Pictures excluded, return the lines below from the first through the line holding "border-[#d9d9d9] bg-white text-[27px]".

* Begin Data extract *

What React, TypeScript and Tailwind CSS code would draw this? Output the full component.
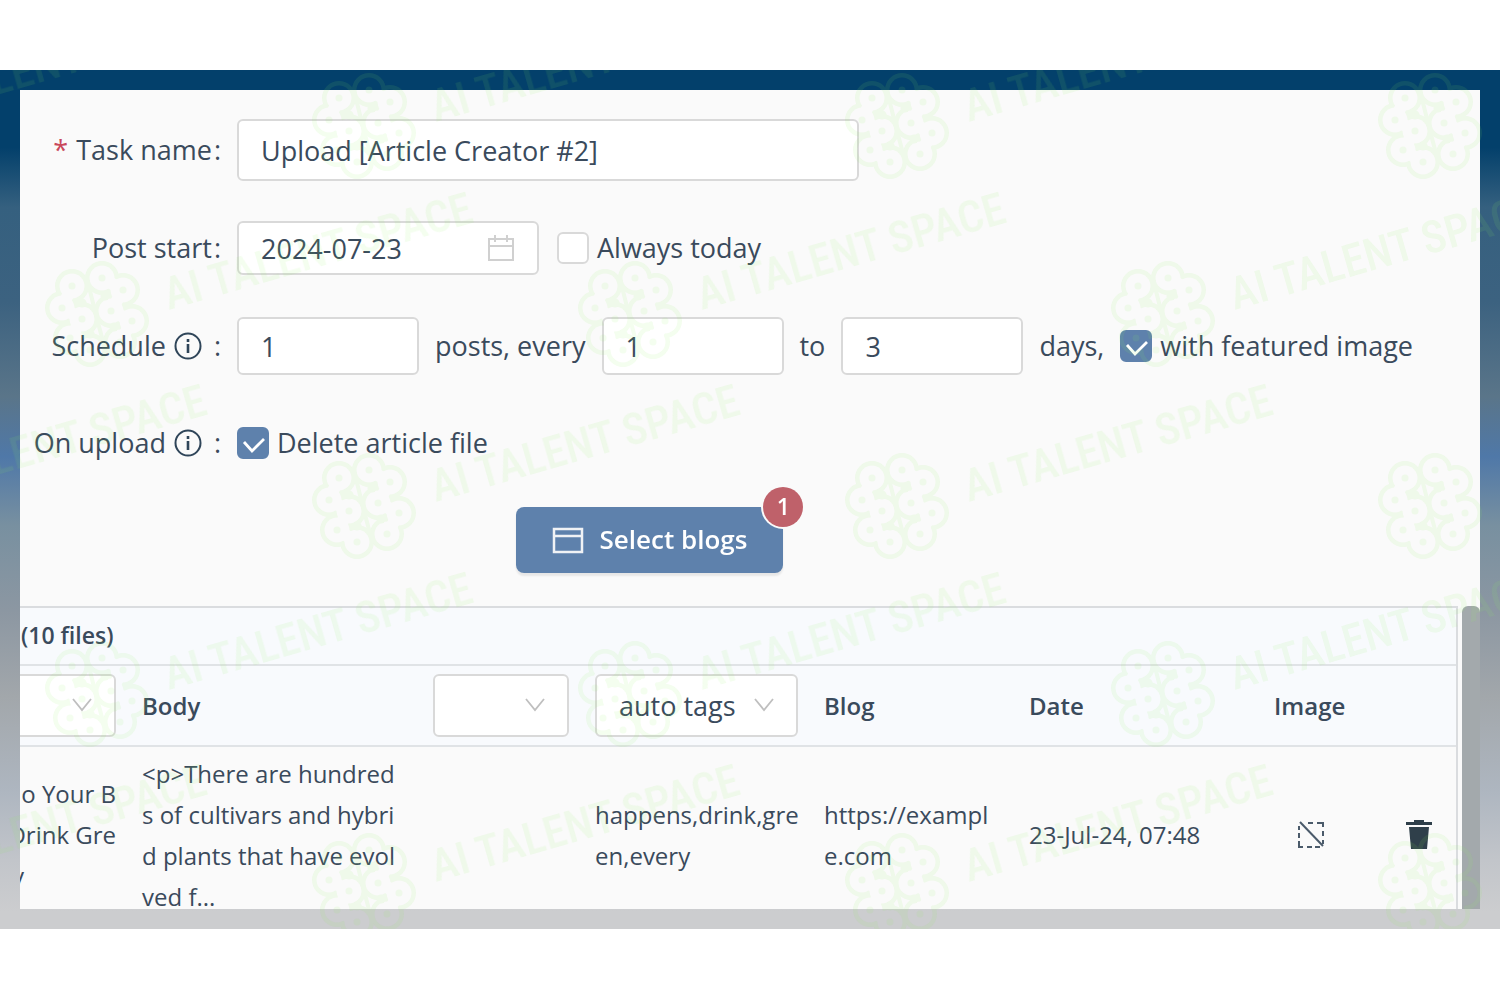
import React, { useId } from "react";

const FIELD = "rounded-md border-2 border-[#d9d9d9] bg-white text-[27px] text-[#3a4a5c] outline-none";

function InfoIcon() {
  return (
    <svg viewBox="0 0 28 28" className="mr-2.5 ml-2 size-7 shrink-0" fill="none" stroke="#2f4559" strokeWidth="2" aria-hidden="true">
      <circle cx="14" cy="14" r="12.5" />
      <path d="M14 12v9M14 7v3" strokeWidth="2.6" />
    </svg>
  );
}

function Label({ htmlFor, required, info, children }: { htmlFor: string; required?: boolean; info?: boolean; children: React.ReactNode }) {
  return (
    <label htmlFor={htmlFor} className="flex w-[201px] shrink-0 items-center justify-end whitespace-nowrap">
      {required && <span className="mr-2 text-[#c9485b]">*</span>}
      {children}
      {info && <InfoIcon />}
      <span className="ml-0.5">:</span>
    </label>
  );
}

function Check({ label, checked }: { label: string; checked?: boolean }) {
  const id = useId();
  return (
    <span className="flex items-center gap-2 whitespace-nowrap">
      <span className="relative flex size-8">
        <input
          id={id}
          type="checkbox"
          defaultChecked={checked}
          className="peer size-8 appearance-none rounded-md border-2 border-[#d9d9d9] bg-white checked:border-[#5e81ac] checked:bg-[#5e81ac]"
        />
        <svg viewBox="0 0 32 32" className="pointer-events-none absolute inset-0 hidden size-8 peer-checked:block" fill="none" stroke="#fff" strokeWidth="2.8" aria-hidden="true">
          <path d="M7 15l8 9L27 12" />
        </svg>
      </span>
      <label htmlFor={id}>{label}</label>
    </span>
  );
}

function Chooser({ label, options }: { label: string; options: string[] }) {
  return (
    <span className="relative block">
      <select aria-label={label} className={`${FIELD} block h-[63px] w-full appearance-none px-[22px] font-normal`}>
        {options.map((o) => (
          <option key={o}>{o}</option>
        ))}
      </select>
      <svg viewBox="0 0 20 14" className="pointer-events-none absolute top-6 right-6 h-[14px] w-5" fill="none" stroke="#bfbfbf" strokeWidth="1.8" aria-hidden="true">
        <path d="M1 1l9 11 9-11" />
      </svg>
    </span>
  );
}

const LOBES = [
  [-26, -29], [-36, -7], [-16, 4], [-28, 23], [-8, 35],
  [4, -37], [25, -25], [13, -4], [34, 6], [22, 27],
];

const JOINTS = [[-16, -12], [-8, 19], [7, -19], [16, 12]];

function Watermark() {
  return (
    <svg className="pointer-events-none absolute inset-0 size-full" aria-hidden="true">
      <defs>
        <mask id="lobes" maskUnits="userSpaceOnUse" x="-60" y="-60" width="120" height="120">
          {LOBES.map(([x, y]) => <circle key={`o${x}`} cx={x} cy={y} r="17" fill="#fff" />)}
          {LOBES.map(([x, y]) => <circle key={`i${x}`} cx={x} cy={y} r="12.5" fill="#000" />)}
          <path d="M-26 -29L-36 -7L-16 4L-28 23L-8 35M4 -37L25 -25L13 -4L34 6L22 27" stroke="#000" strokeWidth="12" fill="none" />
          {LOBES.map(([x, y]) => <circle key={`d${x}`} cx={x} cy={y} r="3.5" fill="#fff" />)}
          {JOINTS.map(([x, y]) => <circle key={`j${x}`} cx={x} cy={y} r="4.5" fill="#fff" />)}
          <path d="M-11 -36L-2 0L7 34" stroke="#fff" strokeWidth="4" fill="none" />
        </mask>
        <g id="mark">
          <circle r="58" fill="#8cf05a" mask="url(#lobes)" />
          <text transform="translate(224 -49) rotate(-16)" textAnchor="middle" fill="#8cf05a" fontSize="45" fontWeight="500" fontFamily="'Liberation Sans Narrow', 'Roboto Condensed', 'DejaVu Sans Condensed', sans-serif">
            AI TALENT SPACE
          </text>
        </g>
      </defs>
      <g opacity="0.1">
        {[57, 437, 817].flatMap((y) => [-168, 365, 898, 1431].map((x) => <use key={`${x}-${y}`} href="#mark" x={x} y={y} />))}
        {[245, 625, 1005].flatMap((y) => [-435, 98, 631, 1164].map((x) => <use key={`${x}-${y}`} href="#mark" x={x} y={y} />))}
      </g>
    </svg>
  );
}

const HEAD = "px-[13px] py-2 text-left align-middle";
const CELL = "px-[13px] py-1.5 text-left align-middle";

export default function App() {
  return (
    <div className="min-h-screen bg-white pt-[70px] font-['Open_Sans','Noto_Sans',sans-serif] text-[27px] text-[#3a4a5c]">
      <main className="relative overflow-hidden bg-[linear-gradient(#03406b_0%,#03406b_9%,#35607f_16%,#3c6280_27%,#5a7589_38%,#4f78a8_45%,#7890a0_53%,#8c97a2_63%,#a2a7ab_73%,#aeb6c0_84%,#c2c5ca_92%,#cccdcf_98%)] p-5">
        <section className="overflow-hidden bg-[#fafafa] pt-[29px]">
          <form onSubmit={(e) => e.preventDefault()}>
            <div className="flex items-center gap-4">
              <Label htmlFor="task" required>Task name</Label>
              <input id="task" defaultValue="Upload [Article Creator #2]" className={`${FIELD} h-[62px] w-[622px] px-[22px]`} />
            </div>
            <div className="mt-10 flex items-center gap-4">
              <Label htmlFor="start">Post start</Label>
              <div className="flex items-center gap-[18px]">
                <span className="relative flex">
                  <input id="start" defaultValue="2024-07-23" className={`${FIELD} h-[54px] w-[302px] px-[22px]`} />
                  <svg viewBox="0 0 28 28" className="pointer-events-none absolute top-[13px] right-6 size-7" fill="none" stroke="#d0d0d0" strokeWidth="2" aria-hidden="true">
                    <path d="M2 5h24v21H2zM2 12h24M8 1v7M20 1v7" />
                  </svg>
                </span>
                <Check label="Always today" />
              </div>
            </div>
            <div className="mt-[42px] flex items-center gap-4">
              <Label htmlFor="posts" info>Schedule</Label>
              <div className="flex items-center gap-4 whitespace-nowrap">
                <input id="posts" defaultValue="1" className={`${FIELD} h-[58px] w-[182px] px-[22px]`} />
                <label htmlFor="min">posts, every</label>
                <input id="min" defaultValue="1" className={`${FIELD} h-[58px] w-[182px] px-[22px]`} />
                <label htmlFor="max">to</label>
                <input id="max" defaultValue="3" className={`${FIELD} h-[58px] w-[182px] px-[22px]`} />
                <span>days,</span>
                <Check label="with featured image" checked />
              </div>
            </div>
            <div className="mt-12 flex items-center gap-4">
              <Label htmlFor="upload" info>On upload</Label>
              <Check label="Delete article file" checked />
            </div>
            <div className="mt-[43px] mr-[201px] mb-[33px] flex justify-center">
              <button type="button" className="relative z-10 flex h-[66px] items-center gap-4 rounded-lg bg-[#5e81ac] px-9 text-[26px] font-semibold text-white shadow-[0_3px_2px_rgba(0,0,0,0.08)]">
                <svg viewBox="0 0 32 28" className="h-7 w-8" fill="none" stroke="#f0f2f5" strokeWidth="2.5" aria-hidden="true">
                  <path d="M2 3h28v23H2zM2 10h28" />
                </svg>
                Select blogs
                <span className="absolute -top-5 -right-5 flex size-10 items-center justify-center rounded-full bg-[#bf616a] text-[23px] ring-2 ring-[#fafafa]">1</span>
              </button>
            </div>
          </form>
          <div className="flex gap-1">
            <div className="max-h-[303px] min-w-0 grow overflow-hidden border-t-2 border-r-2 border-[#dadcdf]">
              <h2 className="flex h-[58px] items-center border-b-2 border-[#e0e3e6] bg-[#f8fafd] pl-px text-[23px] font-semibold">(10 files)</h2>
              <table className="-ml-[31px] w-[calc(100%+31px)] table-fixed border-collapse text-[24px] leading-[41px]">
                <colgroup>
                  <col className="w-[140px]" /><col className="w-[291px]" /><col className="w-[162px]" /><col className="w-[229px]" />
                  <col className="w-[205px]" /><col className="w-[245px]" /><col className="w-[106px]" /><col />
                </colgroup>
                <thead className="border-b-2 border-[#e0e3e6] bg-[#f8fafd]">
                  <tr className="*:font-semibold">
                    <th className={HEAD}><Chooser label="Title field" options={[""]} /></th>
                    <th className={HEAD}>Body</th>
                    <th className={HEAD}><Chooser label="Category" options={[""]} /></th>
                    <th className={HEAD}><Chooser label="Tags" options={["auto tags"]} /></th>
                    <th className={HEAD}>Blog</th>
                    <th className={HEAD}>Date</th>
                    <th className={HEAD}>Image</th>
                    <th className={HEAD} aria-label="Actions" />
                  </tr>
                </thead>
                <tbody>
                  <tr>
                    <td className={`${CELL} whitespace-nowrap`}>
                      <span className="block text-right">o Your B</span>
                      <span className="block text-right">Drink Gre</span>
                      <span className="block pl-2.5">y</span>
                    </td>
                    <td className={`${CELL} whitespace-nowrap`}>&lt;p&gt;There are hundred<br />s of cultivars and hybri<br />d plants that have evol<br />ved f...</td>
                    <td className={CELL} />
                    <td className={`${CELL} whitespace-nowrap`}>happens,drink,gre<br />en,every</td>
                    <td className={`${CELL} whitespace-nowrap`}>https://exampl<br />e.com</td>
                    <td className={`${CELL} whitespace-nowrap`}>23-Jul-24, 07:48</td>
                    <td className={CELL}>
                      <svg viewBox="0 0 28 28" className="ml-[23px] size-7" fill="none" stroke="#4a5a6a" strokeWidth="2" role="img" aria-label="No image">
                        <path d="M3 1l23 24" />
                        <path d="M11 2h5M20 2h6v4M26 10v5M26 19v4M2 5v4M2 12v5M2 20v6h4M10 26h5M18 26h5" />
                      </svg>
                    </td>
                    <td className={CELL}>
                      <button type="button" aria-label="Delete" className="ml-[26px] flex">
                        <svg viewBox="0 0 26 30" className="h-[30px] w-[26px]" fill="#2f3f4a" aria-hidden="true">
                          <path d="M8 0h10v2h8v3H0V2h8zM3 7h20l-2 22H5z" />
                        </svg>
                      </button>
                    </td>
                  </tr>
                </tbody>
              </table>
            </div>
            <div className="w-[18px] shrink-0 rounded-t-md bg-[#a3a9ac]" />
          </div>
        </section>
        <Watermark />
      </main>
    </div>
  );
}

* End Data extract *

Written response
What React, TypeScript and Tailwind CSS code would draw this? Output the full component.
import React, { useId } from "react";

const FIELD = "rounded-md border-2 border-[#d9d9d9] bg-white text-[27px] text-[#3a4a5c] outline-none";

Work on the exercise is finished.